◆ **Description of the task**
Look through the records below, and copy out every line that holds the string "Tailwind".

◆ **Provided data**
........

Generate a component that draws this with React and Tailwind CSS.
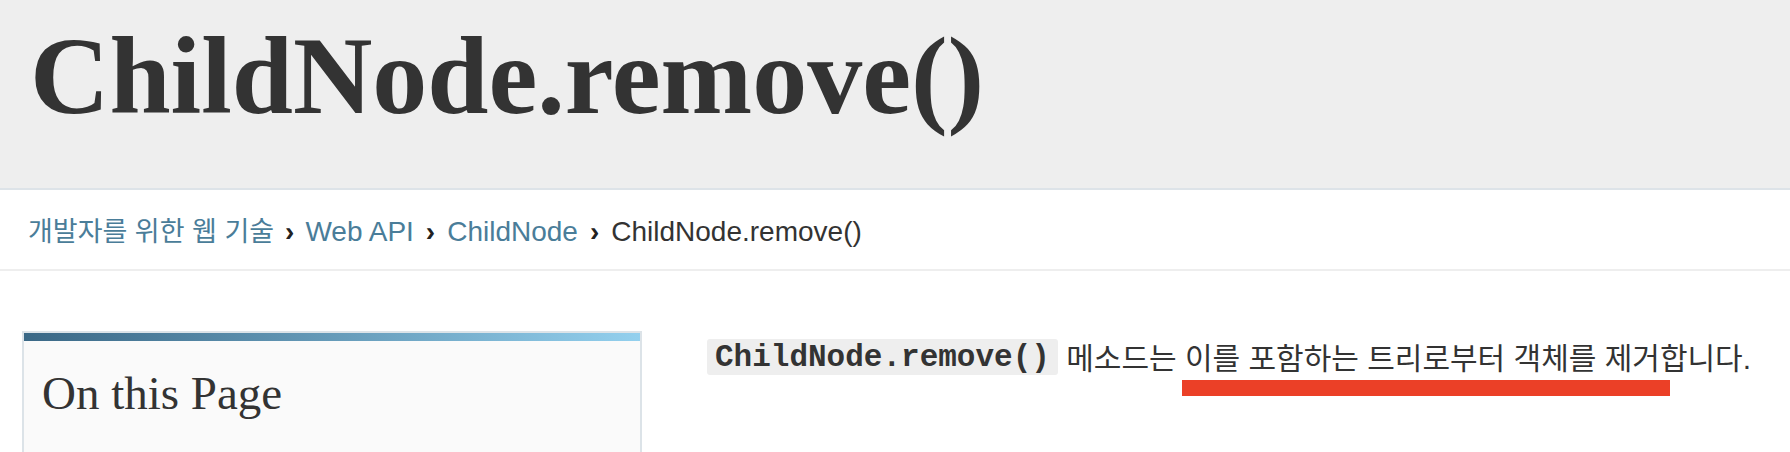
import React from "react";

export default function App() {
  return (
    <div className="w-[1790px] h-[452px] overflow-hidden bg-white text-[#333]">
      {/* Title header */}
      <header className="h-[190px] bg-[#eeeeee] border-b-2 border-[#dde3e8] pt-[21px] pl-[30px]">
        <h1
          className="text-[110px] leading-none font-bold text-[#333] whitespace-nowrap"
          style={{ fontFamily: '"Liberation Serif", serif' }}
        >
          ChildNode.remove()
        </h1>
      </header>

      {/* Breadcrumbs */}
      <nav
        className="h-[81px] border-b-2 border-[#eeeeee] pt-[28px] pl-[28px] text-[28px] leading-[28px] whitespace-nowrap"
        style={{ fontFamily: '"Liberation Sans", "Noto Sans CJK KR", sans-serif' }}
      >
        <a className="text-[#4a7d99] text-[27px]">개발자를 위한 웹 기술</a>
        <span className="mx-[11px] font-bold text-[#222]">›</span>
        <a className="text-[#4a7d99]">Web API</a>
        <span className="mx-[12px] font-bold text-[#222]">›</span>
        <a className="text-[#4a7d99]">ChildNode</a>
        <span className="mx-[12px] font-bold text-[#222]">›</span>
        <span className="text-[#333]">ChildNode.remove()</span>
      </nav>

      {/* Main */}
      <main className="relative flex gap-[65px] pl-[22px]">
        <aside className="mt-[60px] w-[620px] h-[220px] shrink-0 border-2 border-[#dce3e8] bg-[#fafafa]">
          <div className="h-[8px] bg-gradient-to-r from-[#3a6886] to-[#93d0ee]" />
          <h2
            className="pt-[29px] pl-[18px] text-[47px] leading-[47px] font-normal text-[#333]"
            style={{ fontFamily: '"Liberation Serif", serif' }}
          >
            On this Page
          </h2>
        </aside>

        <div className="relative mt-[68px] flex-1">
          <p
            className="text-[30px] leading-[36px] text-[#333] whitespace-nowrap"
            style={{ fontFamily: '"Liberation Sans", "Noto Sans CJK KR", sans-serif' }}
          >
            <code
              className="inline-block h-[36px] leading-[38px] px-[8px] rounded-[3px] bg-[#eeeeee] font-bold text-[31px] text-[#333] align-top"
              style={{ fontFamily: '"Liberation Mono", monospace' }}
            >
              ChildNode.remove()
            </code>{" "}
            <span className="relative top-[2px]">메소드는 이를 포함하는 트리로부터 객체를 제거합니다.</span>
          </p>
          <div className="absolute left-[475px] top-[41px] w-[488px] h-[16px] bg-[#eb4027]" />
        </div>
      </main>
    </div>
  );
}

........

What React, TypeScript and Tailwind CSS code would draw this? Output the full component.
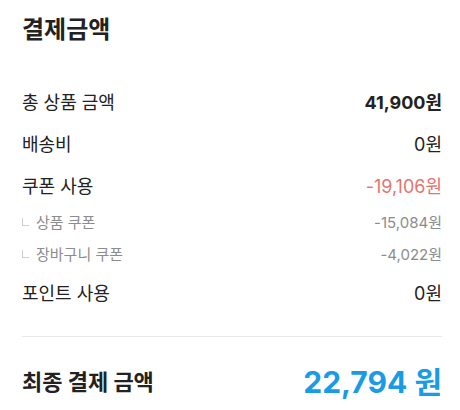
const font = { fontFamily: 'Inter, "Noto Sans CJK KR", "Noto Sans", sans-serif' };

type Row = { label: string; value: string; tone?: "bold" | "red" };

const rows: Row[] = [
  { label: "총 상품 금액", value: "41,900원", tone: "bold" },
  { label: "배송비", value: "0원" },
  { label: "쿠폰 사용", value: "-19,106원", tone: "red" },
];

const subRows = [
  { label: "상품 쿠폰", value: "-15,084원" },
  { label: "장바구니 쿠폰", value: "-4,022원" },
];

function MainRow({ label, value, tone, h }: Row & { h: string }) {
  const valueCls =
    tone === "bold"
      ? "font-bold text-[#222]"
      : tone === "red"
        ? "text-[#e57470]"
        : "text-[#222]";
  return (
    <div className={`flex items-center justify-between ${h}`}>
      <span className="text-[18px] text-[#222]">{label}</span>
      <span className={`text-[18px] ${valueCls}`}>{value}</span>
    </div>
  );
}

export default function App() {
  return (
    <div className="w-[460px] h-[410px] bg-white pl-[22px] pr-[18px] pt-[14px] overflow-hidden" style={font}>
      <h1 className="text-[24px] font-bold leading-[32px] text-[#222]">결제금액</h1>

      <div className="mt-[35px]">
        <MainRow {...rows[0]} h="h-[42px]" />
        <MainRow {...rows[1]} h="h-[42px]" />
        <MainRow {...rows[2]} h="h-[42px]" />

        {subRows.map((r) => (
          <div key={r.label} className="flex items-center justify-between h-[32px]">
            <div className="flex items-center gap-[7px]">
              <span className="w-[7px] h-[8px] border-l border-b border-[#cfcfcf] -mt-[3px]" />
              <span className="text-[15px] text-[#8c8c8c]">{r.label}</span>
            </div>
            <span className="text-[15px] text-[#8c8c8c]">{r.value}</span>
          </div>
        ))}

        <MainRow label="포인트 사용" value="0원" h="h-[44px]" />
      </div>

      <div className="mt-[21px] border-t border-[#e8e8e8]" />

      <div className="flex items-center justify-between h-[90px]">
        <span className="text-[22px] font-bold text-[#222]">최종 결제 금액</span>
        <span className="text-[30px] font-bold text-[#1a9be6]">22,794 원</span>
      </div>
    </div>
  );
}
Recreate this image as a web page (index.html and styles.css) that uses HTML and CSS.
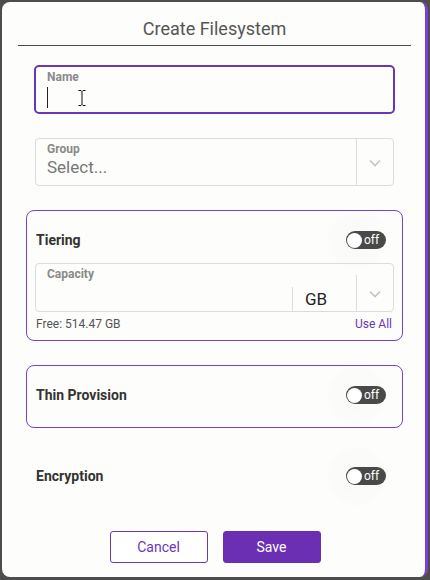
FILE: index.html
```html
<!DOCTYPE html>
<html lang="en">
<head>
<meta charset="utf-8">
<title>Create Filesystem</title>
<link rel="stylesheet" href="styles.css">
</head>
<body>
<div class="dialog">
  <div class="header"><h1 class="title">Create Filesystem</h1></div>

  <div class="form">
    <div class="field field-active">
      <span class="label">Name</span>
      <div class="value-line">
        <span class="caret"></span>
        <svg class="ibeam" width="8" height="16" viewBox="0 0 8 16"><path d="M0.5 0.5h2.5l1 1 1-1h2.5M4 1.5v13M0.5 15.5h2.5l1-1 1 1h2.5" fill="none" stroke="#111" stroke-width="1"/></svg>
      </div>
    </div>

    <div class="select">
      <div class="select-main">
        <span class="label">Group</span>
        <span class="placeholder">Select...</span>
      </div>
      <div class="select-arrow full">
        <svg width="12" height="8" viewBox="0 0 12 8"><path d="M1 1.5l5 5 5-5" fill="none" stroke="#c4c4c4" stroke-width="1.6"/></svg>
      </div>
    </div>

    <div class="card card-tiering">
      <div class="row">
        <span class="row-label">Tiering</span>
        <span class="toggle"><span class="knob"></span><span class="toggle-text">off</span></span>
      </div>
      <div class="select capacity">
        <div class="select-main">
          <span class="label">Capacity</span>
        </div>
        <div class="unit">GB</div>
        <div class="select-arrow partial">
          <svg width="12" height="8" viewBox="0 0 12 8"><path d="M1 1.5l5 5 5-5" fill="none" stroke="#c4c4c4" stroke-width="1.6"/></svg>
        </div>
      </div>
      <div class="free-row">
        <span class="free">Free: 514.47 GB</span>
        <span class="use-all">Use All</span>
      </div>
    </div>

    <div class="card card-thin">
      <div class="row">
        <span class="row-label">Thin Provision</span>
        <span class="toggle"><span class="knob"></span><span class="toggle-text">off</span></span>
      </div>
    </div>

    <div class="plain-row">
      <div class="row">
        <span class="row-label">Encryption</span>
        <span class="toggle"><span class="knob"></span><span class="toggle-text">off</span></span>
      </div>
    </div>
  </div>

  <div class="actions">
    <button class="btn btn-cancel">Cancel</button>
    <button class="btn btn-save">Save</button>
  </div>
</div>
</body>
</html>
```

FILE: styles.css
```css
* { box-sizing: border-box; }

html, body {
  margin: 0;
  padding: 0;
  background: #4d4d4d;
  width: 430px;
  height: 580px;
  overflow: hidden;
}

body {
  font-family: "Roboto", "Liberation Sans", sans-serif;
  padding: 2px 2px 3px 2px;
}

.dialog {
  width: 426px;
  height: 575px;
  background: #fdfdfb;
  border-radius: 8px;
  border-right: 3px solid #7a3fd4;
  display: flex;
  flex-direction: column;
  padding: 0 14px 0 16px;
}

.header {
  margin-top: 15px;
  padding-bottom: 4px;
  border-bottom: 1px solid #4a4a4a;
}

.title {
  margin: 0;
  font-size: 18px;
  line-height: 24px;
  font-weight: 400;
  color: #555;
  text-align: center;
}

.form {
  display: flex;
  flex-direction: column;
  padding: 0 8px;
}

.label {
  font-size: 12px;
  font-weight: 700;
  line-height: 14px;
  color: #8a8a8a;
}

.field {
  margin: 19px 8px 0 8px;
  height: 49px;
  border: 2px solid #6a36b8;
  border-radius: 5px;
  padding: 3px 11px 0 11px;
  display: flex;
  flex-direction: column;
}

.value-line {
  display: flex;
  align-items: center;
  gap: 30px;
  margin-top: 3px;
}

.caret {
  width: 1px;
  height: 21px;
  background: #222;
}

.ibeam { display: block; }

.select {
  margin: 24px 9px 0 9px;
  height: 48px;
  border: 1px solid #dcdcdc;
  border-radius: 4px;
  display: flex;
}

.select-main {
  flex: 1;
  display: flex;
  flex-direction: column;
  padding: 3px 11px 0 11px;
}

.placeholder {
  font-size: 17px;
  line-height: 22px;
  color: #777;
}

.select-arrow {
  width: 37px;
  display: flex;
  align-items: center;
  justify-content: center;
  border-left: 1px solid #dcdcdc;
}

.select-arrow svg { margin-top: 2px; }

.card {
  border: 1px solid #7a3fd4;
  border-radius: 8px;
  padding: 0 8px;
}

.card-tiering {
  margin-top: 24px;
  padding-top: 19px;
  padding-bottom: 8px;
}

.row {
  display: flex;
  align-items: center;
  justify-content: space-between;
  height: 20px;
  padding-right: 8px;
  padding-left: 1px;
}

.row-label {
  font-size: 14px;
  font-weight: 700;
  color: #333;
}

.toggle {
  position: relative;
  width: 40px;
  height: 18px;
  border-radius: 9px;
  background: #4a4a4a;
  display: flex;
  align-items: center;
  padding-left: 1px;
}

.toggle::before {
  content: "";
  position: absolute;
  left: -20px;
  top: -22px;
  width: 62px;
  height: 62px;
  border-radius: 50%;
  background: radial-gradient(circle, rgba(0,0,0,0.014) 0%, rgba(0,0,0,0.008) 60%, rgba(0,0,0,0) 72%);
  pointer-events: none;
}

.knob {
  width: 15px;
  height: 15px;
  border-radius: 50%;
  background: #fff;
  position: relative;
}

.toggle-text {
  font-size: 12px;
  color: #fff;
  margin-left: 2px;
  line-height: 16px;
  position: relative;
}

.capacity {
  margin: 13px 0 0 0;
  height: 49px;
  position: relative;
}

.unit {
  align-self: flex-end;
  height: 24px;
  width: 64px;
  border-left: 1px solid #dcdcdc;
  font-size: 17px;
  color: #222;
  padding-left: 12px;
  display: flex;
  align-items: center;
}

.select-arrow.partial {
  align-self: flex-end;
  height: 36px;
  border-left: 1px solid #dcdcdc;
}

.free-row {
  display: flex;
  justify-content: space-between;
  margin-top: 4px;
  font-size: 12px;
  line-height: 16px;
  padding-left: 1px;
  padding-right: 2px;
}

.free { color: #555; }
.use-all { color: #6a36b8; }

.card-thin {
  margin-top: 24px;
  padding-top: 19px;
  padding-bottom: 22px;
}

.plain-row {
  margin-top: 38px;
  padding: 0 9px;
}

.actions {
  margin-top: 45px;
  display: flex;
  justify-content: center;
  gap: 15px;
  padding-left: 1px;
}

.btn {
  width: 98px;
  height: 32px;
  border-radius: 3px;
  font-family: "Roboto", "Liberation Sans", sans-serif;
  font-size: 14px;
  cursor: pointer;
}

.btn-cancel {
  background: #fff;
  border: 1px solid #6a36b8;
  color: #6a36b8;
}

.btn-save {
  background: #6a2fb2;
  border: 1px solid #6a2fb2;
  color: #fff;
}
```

........

◆ **Full response**
Generate a component that draws this with React and Tailwind CSS.
What React, TypeScript and Tailwind CSS code would draw this? Output the full component.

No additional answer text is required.